* TASK INSTRUCTIONS: Extract, from the records beneath this instruction, each line that contains the word "index".

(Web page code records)
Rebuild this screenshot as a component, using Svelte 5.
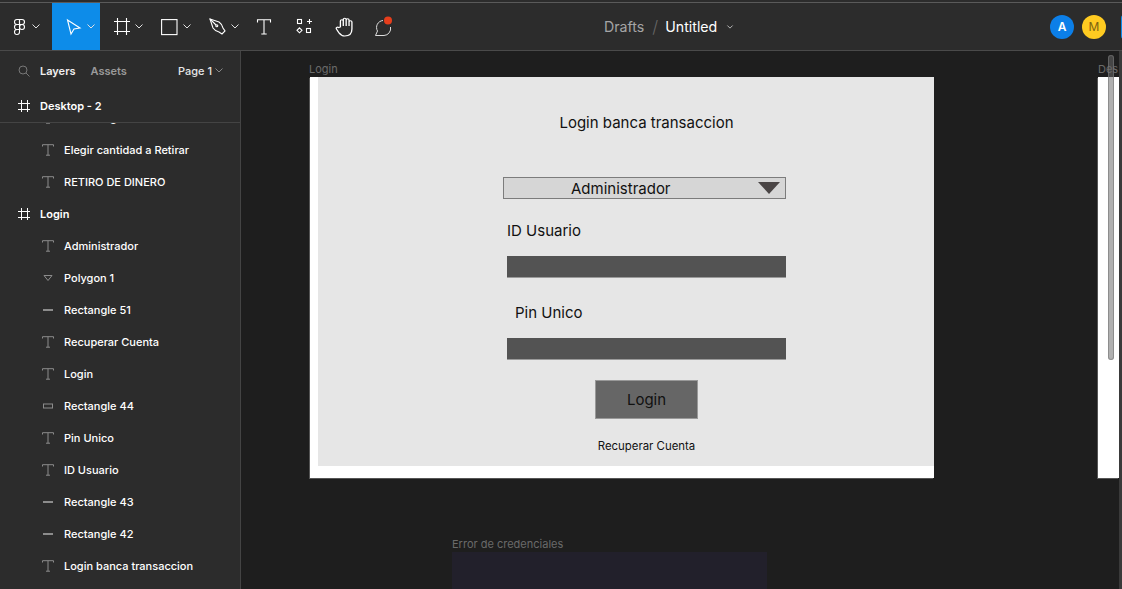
<script>
  const layers = [
    { name: 'Menu Pago', kind: 'text' },
    { name: 'Elegir cantidad a Retirar', kind: 'text' },
    { name: 'RETIRO DE DINERO', kind: 'text' },
    { name: 'Login', kind: 'frame' },
    { name: 'Administrador', kind: 'text' },
    { name: 'Polygon 1', kind: 'polygon' },
    { name: 'Rectangle 51', kind: 'line' },
    { name: 'Recuperar Cuenta', kind: 'text' },
    { name: 'Login', kind: 'text' },
    { name: 'Rectangle 44', kind: 'rect' },
    { name: 'Pin Unico', kind: 'text' },
    { name: 'ID Usuario', kind: 'text' },
    { name: 'Rectangle 43', kind: 'line' },
    { name: 'Rectangle 42', kind: 'line' },
    { name: 'Login banca transaccion', kind: 'text' }
  ];
</script>

{#snippet chev()}
  <svg class="chev" width="8" height="5" viewBox="0 0 8 5"><path d="M.5.5 4 4 7.5.5" /></svg>
{/snippet}

{#snippet hash()}
  <svg class="hash" width="12" height="12" viewBox="0 0 12 12"><path d="M3.5 0v12M9.500 0v12M0 3.500h12M0 9.500h12" /></svg>
{/snippet}

<div class="app">
  <header class="toolbar">
    <div class="tools">
      <div class="tool first">
        <svg class="ico" width="16" height="16" viewBox="0 0 16 16">
          <g transform="translate(2.5 0)">
            <path d="M6 .5H3.5a2.5 2.5 0 0 0 0 5H6z" />
            <path d="M6 .5h2.5a2.5 2.5 0 0 1 0 5H6z" />
            <path d="M6 5.5H3.5a2.5 2.5 0 0 0 0 5H6z" />
            <circle cx="8.5" cy="8" r="2.5" />
            <path d="M3.5 10.5H6V13a2.5 2.5 0 1 1-2.5-2.5z" />
          </g>
        </svg>
        {@render chev()}
      </div>
      <div class="tool active">
        <svg class="ico" width="16" height="16" viewBox="0 0 16 16"><path d="M1.5 1 14 9l-6 1-3 5z" /></svg>
        {@render chev()}
      </div>
      <div class="tool">
        <svg class="ico" width="16" height="17" viewBox="0 0 16 17"><path d="M3.5 0v17M12.5 0v17M0 3.5h16M0 13.5h16" /></svg>
        {@render chev()}
      </div>
      <div class="tool">
        <svg class="ico" width="16" height="16" viewBox="0 0 16 16"><rect x="-.4" y=".6" width="15.4" height="15" /></svg>
        {@render chev()}
      </div>
      <div class="tool">
        <svg class="ico" width="16" height="16" viewBox="0 0 16 16">
          <path d="M0 0l9 3q3 2 4 6l2 3-3 3-3-2q-4-1-6-4z" />
          <path d="M0 0l6 6" />
          <circle cx="6.8" cy="6.8" r="1" />
        </svg>
        {@render chev()}
      </div>
      <div class="tool plain">
        <svg class="ico" width="14" height="16" viewBox="0 0 14 16"><path d="M.5 3.5V.7h13v2.8M7 .7V15M4.3 15h5.4" /></svg>
      </div>
      <div class="tool plain">
        <svg class="ico" width="16" height="16" viewBox="0 0 16 16">
          <rect x="1.5" y=".5" width="4" height="4" />
          <path d="M13.5 0v5M11 2.5h5" />
          <path d="M3.5 8.8 6 11.3l-2.5 2.5L1 11.300z" />
          <rect x="10.500" y="9.500" width="4" height="4" />
        </svg>
      </div>
      <div class="tool plain">
        <svg class="ico" width="18" height="20" viewBox="0 0 18 20">
          <g transform="scale(1.2 1)">
            <path d="M4.500 10V4a1.200 1.200 0 0 1 2.400 0v5-6.500a1.200 1.200 0 0 1 2.400 0V9V3a1.200 1.200 0 0 1 2.400 0v6-4a1.200 1.200 0 0 1 2.400 0v7c0 4-2 7-6 7-3 0-4-2-5-3.500L1.200 12c-.8-1.200.8-2.400 1.800-1.400z" />
          </g>
        </svg>
      </div>
      <div class="tool plain">
        <svg class="ico thin" width="20" height="20" viewBox="0 0 20 20">
          <path d="M9 3.500A7 7 0 0 0 3.500 14l-2 4.500H10a7 7 0 0 0 6.500-8.500" />
          <circle class="dot" cx="14" cy="3.500" r="4" />
        </svg>
      </div>
    </div>

    <div class="crumbs">
      <span class="drafts">Drafts</span>
      <span class="slash">/</span>
      <span class="file">Untitled</span>
      {@render chev()}
    </div>

    <div class="people">
      <span class="avatar blue">A</span>
      <span class="avatar yellow">M</span>
      <span class="share"></span>
    </div>
  </header>

  <div class="workspace">
    <aside class="panel">
      <div class="tabs">
        <svg class="search" width="12" height="12" viewBox="0 0 12 12"><circle cx="5" cy="5" r="4" /><path d="M8 8l3.500 3.500" /></svg>
        <span class="tab on">Layers</span>
        <span class="tab">Assets</span>
        <span class="page">Page 1 {@render chev()}</span>
      </div>
      <div class="current">
        {@render hash()}
        <span>Desktop - 2</span>
      </div>
      <ul class="layers">
        {#each layers as layer}
          <li class:top={layer.kind === 'frame'}>
            {#if layer.kind === 'frame'}
              {@render hash()}
            {:else if layer.kind === 'text'}
              <svg class="kind" width="12" height="12" viewBox="0 0 12 12"><path d="M.5 2.500V.7h11v1.800M6 .7v10.500M4 11.200h4" /></svg>
            {:else if layer.kind === 'polygon'}
              <svg class="kind" width="12" height="12" viewBox="0 0 12 12"><path d="M2 3.500h8l-4 5z" /></svg>
            {:else if layer.kind === 'line'}
              <svg class="kind" width="12" height="12" viewBox="0 0 12 12"><path class="thick" d="M1 6h10" /></svg>
            {:else}
              <svg class="kind" width="12" height="12" viewBox="0 0 12 12"><rect x="1.500" y="4" width="9" height="4" /></svg>
            {/if}
            <span>{layer.name}</span>
          </li>
        {/each}
      </ul>
    </aside>

    <main class="canvas">
      <span class="label login-label">Login</span>
      <section class="frame">
        <div class="screen">
          <div class="form">
            <h1>Login banca transaccion</h1>
            <div class="select">
              <span>Administrador</span>
              <svg width="22" height="12" viewBox="0 0 22 12"><path d="M0 0h22L11 12z" /></svg>
            </div>
            <div class="field-label">ID Usuario</div>
            <div class="field"></div>
            <div class="field-label pin">Pin Unico</div>
            <div class="field"></div>
            <div class="button">Login</div>
            <div class="recover">Recuperar Cuenta</div>
          </div>
        </div>
      </section>

      <span class="label error-label">Error de credenciales</span>
      <div class="error-frame"></div>

      <span class="label next-label">Des</span>
      <div class="next-frame"></div>
      <div class="scroll"></div>
      <div class="right-edge"></div>
    </main>
  </div>
</div>

<style>
  :global(body) {
    margin: 0;
    background: #1e1e1e;
    overflow: hidden;
  }

  .app {
    width: 1122px;
    height: 589px;
    display: flex;
    flex-direction: column;
    overflow: hidden;
    font-family: Inter, "Liberation Sans", sans-serif;
  }

  svg {
    fill: none;
    flex: none;
    display: block;
    overflow: visible;
  }

  .toolbar {
    flex: none;
    display: flex;
    align-items: stretch;
    background: #2c2c2c;
    border-top: 1px solid #5a5a5a;
    box-shadow: 0 -2px 0 #2c2c2c;
    margin-top: 2px;
    border-bottom: 1px solid #4a4a4a;
    height: 47px;
  }

  .tools {
    display: flex;
    width: 404px;
    flex: none;
  }

  .tool {
    width: 48px;
    padding-left: 14px;
    box-sizing: border-box;
    display: flex;
    align-items: center;
    gap: 5px;
  }

  .tool.first {
    width: 52px;
    padding-left: 11px;
  }

  .tool.active {
    background: #0d8ce9;
  }

  .tool.plain {
    width: 40px;
    padding-left: 0;
    justify-content: center;
  }

  .ico {
    stroke: #fff;
    stroke-width: 1.1;
  }

  .ico.thin {
    stroke: #ddd;
    stroke-width: 1;
  }

  .dot {
    fill: #e63e1c;
    stroke: none;
  }

  .chev {
    stroke: #e0e0e0;
    stroke-width: 1;
  }

  .crumbs {
    margin-left: 200px;
    display: flex;
    align-items: center;
    font-size: 14.2px;
  }

  .drafts {
    color: #a5a5a5;
  }

  .slash {
    color: #666;
    margin: 0 7px 0 8px;
    font-size: 17px;
    font-weight: 300;
  }

  .file {
    color: #fff;
    margin-right: 10px;
  }

  .crumbs .chev {
    width: 6px;
    height: 4px;
  }

  .people {
    margin-left: auto;
    display: flex;
    align-items: center;
    gap: 8px;
  }

  .avatar {
    width: 24px;
    height: 24px;
    border-radius: 50%;
    display: flex;
    align-items: center;
    justify-content: center;
    font-size: 12px;
  }

  .blue {
    background: #0c7fe8;
    color: #fff;
    font-weight: 600;
  }

  .yellow {
    background: #ffcb21;
    color: #7d6412;
  }

  .share {
    width: 8px;
    height: 24px;
    margin-left: 7px;
    margin-right: -7px;
    background: #0d8ce9;
    border-radius: 3px 0 0 3px;
  }

  .workspace {
    flex: 1;
    min-height: 0;
    display: flex;
  }

  .panel {
    width: 241px;
    box-sizing: border-box;
    flex: none;
    background: #2c2c2c;
    border-right: 1px solid #444;
    display: flex;
    flex-direction: column;
    overflow: hidden;
    font-size: 11px;
    color: #fff;
  }

  .tabs {
    height: 39px;
    flex: none;
    display: flex;
    align-items: center;
    padding: 0 17px 0 18px;
    font-weight: 600;
    box-sizing: border-box;
  }

  .search {
    stroke: #777;
    stroke-width: 1;
    margin-right: 10px;
  }

  .tab {
    color: #9a9a9a;
    margin-right: 15px;
  }

  .tab.on {
    color: #f0f0f0;
  }

  .page {
    margin-left: auto;
    display: flex;
    align-items: center;
    gap: 3px;
    color: #e6e6e6;
    font-weight: 500;
  }

  .page .chev {
    stroke: #888;
  }

  .current {
    height: 32px;
    flex: none;
    display: flex;
    align-items: center;
    gap: 10px;
    padding-left: 18px;
    font-weight: 600;
    border-bottom: 1px solid #444;
    position: relative;
    z-index: 1;
    background: #2c2c2c;
  }

  .hash {
    stroke: #fff;
    stroke-width: 1;
  }

  .layers {
    list-style: none;
    margin: -21px 0 0;
    padding: 0;
  }

  .layers li {
    height: 32px;
    display: flex;
    align-items: center;
    gap: 10px;
    padding-left: 42px;
    font-weight: 500;
  }

  .layers li.top {
    padding-left: 18px;
    font-weight: 600;
  }

  .kind {
    stroke: #8c8c8c;
    stroke-width: 1;
  }

  .thick {
    stroke-width: 2;
  }

  .canvas {
    flex: 1;
    position: relative;
    background: #1e1e1e;
    overflow: hidden;
  }

  .label {
    position: absolute;
    font-size: 11px;
    line-height: 14px;
    color: #6a6a6a;
    white-space: nowrap;
  }

  .login-label {
    left: 68px;
    top: 11px;
  }

  .error-label {
    left: 211px;
    top: 486px;
  }

  .next-label {
    left: 857px;
    top: 11px;
  }

  .frame {
    position: absolute;
    left: 69px;
    top: 26px;
    width: 624px;
    height: 401px;
    box-sizing: border-box;
    background: #fff;
    padding: 0 0 12px 8px;
    box-shadow: -1px 1px 0 #555;
  }

  .screen {
    height: 100%;
    background: #e6e6e6;
    padding: 36px 0 0 189px;
    box-sizing: border-box;
  }

  .form {
    width: 279px;
    display: flex;
    flex-direction: column;
    color: #111;
  }

  h1 {
    margin: 0;
    font-size: 15px;
    font-weight: 400;
    line-height: 20px;
    text-align: center;
  }

  .select {
    margin: 44px 0 0 -4px;
    width: 283px;
    height: 22px;
    box-sizing: border-box;
    background: #d6d6d6;
    border: 1px solid #7c7c7c;
    display: flex;
    align-items: center;
    justify-content: space-between;
    padding: 0 5px 0 67px;
    font-size: 15px;
  }

  .select path {
    fill: #4a4545;
  }

  .field-label {
    margin-top: 22px;
    font-size: 15px;
    line-height: 20px;
  }

  .field-label.pin {
    margin: 25px 0 0 8px;
  }

  .field {
    margin-top: 15px;
    height: 22px;
    background: #535353;
    border-bottom: 1px solid #9a9a9a;
    box-sizing: border-box;
  }

  .button {
    align-self: center;
    margin-top: 20px;
    width: 103px;
    height: 39px;
    box-sizing: border-box;
    background: #666;
    border: 1px solid #999;
    display: flex;
    align-items: center;
    justify-content: center;
    font-size: 15px;
  }

  .recover {
    margin-top: 20px;
    text-align: center;
    font-size: 11.4px;
    line-height: 14px;
  }

  .error-frame {
    position: absolute;
    left: 211px;
    top: 501px;
    width: 315px;
    height: 60px;
    background: #22202b;
  }

  .next-frame {
    position: absolute;
    left: 857px;
    top: 26px;
    width: 21px;
    height: 401px;
    background: #fff;
    box-shadow: -1px 1px 0 #555;
  }

  .scroll {
    position: absolute;
    left: 867px;
    top: 4px;
    width: 6px;
    height: 305px;
    background: rgba(106, 106, 106, 0.53);
    box-shadow: inset 0 0 0 1px rgba(119, 119, 119, 0.6);
    border-radius: 3px;
  }

  .right-edge {
    position: absolute;
    right: 0;
    top: 0;
    bottom: 0;
    width: 3px;
    background: #3a3a3a;
  }
</style>
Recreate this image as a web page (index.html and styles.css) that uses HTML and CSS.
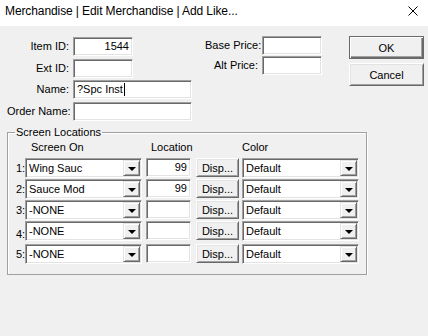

* ANSWER FOR THE TASK:
    z-index: 1;
Recreate this image as a web page (index.html and styles.css) that uses HTML and CSS.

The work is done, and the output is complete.